Pour quelles raisons? Le Quotidien amène quelques idées qui font que cette manifestation plaît toujours autant.

Conceptuel

Romuald Collard, responsable de la programmation musicale à la Kulturfabrik, garde un magnifique souvenir de sa première édition, l’année dernière. «J’ai découvert quelque chose hors du temps, hors du commun, qu’on ne voit pas ailleurs. Ce n’est pas un festival, c’est un concept!», indique-t-il, marqué par des spectacles intenses – «j’ai pris des claques monumentales» – et des artistes «passionnés». «Ils dégagent une telle émotion et une telle mentalité.» Comme il le dit, «ils ont le soleil dans la tête».

Qualité

De par son réseau en Espagne, le Circulo Antonio Machado, coorganisateur de l’évènement, vise toujours la qualité. «Les artistes présents sont toujours très bons, mais pas forcément très connus», explique Paca Rimbau Hernández, qui, pour concocter un programme digne de ce nom, alterne entre «coups de cœur» et bonnes surprises, du fait de la renommée du festival : «Aujourd’hui, certains danseurs ou chanteurs nous contactent pour venir à Esch!» Cette année, parmi ces cadors du flamenco, notons la venue de Farruquito, «le n° 1 pour ses pairs», et qui appartient à la dynastie gitane des Farrucos – «aussi connue que Beethoven!». Mais aussi le «monstre» David Palomar ou encore «l’envoûtante» La Lupi.

Histoire

Le flamenco est «un art qui vit et qui bouge», note Paca Rimbau Hernández.

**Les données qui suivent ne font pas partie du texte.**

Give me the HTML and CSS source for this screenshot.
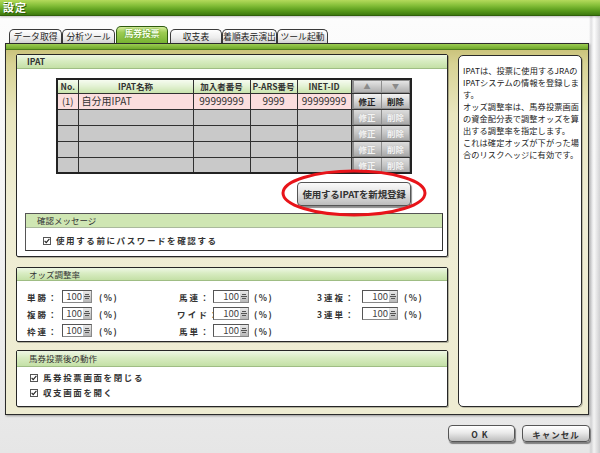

D’où cette forte empreinte du passé, tout aussi sensible à cette capacité à se réinterpréter sans troubler les us et coutumes. Une traversée des époques qui sera mesurable avec les trois documentaires projetés, symboles d’une évolution «sociale et politique». «Il y a aura de la subversion, de l’érotisme, une révolution musicale et une fibre féministe», indique Gloria Morano, de la Cinémathèque. La présence à l’affiche de la Française – aux racines, certes, andalouses – Samantha Alcón, prouve aussi que la mondialisation a touché le flamenco, même si cette édition se concentrera sur les hauts lieux de la discipline, de Séville à Grenade, de Cadix à Malaga.

Pédagogie

Une exposition de jeunes lycéens de Pétange, «très fiers de participer à ce festival», dixit leur enseignante en éducation artistique Stéphanie De Abreu, le traditionnel dimanche réservé aux écoles de la Grande Région et la kyrielle d’ateliers (danse, cajón, chant, castagnettes et guitare) montrent bien qu’à la Kufa, on sait se mettre à la hauteur de son public, qu’il soit simple curieux ou aficionado du genre. Ici, il est question de partage et de découvertes. «À quoi bon la vie, sinon…», conclut Paca Rimbau Hernández.